I always thought my kids were pretty well-adjusted socially – both of them have been in a licensed, public day care since they were 8 weeks old. They play with other kids, have friends, and generally respond to others well. Lately I’ve noticed that day care drop offs are getting more difficult and their reaction to the kids in their room, well, less than desirable. I know it’s normal, and frankly have seen my son come in and out of the “I don’t want you to leave” phase multiple times in his three years there.
I have to admit, writing this blog makes me a bit more reflective of what my kids are going through. And there is the undeniable fact that when the kids get dropped off at day care by my husband, which is a novelty to them, things are fine. So, not only do I think my kids are “playing” me a bit, but I also suspect that the transition into their normal routine needed some “transition time”. When daddy drops off, it’s all fun and games and new. When mommy drops off, it’s the normal mundane ritual. (I should caveat the fact that I prefer to do drop offs and pick ups, and it’s “my thing” when I’m not traveling because it allows me more time with the kids)

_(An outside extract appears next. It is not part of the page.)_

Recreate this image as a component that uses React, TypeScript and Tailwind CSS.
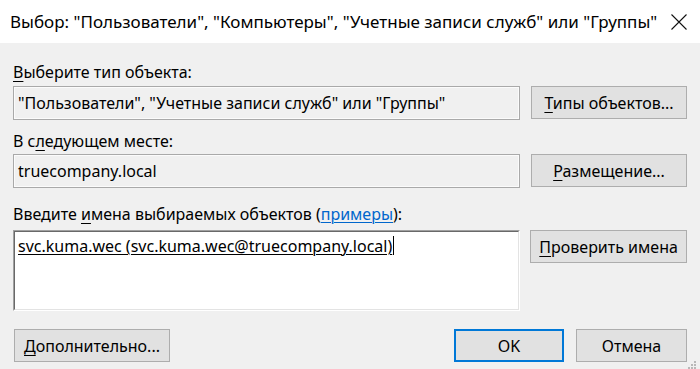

It’s all about transitions. You know it well – it’s the 15 minute warning at the playground that you are going to leave in a few minutes, which is reinforced at 10 minutes, 7 minutes, 5 minutes, and the transition finally actually starts at 3 minutes. It’s the nighttime warning that it’s almost time for bed, and once the show is over (say 15 minutes from now) it’s going to be time for bed.
But morning transition time at drop off is different. It’s quick, grab the breakfast, get your child settled, now onto the next child. OK, they are settled, now onto work. It’s not because we’re bad parents, but rather because mornings are busy in general. Top it off with a 10 hour limit per day at day care and a 9 hour work day, plus commute time, there isn’t a whole lot of time left to spend at drop off.
So, what’s a girl to do? Too often we drop off our kids, and in the process are thinking “Am I going to get to work on time”. We stress about getting to the next place and getting out the door. But what if we didn’t stress, and instead turned that energy into brief moments of fun to help our kids through the transition?
And so the task began. My daughter, our 19 month old ‘baby’ daughter, entered her room and clung to my leg this morning. Getting her Cheerios out of her cubby, I began using them as a rattle and bopping her on the nose with the tip of my finger. Goodness knows, it wasn’t a sophisticated game, but it worked. Hmmm…3 minutes down and she’s sitting happily eating her Cheerios.
Then came the tough part – my 3-year-old son. He’d lately reverted to not wanting to enter his classroom, and when he finally did, he’d look at his friends and growl “Don’t look at me”. He definitely had a case of the meanies during drop off, but today was going to be different.
We entered his room, and I recalled yesterday’s note that he’d had trouble listening. Hmmm…instant game.
“J, before I leave, I have to check your ears”
“Why mama, I feel good”
“Well, to make sure they are listening ears”
And so the game began – I would pretend to screw his listening ears on, and he would pretend to take them off. Even a 3-year-old knows there are limits, so after the third time and many giggles, he decided to keep them on. And instantly, a happy kid eating his Cheerios as mom left the room.
As I watched the other parents sit their kids down, give them a kiss, and tell them mommy/daddy had to go to work, I recognized the lost opportunity. The opportunity to engage with, play with, and remind their kids just how much fun mommy/daddy could be and give them something to hold onto during their day. Let me say, this isn’t an entirely new revelation. When my son was 2, you would find me outside his room, making silly faces, while he sat at the breakfast table squealing to the other kids “Look at my mama – she’s so funny!” But it is a reminder that this should be an everyday habit – not an exception when the kids are having a “rough morning”. After all, as long as our workdays are to us, the kids are having long days of their own at daycare.
Just think about it – 3 minutes of giggles and play to start off your day and give YOU something to hold onto. Wouldn’t that just start your workday right?